WRITTEN PROBLEM: Scan the lines below for "components"; report the number of lines that contain it, and only that.

AVAILABLE DATA:
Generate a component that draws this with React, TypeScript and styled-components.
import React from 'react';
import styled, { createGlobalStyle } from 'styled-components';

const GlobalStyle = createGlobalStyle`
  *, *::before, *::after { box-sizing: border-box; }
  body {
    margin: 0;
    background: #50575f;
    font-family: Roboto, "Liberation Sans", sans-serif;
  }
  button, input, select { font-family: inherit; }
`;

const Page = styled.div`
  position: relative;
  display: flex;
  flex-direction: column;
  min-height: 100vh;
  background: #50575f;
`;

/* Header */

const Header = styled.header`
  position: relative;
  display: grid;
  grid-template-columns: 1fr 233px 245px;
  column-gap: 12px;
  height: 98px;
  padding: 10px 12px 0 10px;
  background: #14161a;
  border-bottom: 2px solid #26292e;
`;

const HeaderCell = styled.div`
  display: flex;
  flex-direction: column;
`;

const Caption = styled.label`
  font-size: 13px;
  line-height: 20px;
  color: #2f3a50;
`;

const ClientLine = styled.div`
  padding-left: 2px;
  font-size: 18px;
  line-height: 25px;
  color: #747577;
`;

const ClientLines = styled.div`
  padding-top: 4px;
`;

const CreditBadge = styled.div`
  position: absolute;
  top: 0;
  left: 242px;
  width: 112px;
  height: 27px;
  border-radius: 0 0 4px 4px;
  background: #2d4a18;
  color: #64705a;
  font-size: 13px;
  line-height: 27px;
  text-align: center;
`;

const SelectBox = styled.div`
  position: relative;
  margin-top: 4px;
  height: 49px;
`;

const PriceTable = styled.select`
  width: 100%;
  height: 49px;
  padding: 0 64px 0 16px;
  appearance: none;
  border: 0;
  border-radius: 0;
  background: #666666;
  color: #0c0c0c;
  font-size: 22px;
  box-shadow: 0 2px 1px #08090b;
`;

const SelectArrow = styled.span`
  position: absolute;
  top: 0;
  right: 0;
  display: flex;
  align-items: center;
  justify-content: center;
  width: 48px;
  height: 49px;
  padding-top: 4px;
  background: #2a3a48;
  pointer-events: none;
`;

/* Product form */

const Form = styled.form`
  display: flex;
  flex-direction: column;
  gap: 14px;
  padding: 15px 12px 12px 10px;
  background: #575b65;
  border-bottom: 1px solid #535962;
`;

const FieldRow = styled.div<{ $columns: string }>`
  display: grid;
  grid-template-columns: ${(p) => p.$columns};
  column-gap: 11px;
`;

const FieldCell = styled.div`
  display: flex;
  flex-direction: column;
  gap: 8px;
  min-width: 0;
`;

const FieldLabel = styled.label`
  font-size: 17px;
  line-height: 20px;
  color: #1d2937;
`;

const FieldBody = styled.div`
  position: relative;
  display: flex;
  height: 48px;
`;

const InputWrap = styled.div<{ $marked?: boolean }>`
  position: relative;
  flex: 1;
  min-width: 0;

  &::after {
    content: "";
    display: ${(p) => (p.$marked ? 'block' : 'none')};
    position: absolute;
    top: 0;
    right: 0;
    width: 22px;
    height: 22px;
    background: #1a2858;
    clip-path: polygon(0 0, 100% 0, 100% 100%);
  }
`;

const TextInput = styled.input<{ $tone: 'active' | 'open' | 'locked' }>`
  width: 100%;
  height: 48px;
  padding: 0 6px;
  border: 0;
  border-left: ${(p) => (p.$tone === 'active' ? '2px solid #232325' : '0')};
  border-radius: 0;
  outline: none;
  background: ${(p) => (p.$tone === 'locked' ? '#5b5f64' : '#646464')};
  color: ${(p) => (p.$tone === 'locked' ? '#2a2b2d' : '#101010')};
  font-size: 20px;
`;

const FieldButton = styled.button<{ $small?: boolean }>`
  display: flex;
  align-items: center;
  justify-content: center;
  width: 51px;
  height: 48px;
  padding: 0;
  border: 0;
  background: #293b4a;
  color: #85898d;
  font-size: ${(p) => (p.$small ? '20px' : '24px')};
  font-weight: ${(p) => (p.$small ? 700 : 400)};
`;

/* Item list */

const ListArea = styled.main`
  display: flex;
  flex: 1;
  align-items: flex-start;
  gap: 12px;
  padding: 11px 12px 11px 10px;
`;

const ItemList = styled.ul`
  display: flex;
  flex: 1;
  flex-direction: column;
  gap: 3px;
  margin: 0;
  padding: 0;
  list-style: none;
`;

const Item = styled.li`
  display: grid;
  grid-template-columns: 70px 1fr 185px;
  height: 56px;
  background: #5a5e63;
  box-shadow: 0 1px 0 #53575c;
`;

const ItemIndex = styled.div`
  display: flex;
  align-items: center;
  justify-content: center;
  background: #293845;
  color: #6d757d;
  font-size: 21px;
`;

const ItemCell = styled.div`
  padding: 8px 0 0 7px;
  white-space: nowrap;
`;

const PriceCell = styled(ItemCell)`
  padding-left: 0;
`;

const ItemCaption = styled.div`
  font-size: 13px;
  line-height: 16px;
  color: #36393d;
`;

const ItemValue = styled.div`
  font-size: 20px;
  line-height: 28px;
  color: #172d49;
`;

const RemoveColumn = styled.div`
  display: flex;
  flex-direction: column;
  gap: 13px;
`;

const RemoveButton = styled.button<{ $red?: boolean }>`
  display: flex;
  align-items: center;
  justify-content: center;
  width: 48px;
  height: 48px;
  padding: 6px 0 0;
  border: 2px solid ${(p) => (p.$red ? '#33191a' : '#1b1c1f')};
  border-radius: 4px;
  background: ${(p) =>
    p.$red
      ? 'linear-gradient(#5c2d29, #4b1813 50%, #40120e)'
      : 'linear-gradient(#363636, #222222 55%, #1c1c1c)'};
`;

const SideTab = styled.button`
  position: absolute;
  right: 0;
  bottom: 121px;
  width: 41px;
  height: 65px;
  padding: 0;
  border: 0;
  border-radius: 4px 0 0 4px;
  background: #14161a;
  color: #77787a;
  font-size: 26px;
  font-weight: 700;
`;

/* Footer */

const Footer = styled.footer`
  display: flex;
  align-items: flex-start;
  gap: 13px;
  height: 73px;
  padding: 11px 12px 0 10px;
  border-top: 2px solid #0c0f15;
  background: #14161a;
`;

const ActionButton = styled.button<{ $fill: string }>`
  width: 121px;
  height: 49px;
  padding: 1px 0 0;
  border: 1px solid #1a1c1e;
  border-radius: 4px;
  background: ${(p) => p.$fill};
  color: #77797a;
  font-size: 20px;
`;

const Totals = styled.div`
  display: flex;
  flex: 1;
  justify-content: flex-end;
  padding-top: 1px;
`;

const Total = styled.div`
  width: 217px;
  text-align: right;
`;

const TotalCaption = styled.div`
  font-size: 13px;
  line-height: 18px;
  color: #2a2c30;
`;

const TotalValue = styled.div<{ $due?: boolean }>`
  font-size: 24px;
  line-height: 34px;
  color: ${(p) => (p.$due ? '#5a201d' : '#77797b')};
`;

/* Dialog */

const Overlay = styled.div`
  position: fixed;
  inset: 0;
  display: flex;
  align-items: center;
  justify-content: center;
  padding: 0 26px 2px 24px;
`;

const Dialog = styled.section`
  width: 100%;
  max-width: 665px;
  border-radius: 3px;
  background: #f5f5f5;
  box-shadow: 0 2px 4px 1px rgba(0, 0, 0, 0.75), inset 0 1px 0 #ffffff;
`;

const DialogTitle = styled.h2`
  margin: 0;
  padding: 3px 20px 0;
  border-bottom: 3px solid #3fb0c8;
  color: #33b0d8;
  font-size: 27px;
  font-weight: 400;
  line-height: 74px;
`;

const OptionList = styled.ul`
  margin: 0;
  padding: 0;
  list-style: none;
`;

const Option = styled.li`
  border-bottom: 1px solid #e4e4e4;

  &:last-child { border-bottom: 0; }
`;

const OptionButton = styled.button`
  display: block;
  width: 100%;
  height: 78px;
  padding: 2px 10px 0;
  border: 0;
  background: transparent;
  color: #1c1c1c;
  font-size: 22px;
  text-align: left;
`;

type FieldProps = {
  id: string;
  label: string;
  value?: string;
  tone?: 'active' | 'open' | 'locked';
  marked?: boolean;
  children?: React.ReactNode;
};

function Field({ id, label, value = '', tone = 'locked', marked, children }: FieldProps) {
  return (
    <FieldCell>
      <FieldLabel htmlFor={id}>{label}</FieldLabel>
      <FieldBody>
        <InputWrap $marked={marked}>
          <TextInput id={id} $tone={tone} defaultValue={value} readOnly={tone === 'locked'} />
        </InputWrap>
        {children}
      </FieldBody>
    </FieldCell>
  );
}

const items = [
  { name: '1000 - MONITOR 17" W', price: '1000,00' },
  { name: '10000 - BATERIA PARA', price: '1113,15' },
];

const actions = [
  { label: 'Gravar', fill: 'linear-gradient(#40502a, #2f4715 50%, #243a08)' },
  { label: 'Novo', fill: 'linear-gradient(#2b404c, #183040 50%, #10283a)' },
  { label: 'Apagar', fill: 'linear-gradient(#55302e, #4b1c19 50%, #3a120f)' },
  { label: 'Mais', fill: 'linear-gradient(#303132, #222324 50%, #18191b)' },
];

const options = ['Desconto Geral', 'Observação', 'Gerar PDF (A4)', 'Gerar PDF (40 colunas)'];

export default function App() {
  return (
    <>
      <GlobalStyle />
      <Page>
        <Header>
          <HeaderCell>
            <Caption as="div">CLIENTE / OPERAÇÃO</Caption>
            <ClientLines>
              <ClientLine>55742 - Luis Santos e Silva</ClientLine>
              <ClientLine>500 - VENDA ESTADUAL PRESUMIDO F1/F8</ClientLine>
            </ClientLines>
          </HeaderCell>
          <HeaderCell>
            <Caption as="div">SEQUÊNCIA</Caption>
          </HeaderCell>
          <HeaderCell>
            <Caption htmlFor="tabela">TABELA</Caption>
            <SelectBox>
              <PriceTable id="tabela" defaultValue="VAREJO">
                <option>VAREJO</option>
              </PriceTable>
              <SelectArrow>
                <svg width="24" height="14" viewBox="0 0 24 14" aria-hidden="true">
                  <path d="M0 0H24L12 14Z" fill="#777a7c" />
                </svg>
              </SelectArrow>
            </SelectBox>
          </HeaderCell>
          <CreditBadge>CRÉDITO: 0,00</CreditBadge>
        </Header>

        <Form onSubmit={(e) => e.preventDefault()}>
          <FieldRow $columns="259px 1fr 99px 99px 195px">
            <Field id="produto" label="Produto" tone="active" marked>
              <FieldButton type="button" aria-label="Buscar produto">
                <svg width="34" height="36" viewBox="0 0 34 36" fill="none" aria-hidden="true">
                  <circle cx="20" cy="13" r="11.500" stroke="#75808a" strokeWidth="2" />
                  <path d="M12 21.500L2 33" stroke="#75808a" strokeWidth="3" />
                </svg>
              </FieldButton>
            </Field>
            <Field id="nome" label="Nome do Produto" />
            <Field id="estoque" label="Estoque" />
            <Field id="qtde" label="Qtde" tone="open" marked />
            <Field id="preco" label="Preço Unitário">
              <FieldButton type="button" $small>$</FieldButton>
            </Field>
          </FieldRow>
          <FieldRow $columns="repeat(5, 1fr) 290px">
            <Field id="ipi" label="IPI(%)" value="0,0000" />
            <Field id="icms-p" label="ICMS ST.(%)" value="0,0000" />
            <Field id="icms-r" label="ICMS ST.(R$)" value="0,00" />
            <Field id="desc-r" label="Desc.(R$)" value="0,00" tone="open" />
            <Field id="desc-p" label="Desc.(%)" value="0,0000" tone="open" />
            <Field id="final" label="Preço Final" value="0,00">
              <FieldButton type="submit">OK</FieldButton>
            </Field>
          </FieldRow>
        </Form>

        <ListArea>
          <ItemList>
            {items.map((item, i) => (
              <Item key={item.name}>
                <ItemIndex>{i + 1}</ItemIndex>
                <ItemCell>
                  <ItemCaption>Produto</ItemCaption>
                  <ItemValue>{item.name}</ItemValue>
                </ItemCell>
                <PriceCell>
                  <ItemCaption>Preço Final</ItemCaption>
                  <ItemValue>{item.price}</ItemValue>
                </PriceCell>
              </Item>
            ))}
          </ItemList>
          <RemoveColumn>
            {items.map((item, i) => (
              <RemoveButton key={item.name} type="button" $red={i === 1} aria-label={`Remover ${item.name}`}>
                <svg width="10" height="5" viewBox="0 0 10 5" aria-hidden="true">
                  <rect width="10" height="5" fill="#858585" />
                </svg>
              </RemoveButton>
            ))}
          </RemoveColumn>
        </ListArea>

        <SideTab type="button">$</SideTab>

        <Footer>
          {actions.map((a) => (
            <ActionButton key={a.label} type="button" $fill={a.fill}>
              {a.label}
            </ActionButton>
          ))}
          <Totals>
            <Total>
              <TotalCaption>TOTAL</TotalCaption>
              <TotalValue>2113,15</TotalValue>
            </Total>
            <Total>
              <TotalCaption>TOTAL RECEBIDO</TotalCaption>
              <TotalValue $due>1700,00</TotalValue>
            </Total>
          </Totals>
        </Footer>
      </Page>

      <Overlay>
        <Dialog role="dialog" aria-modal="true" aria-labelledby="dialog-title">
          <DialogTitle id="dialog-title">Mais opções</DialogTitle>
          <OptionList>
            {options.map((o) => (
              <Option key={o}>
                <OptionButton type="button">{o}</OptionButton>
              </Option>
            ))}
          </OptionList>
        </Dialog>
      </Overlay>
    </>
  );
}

EXERCISE ANSWER: 2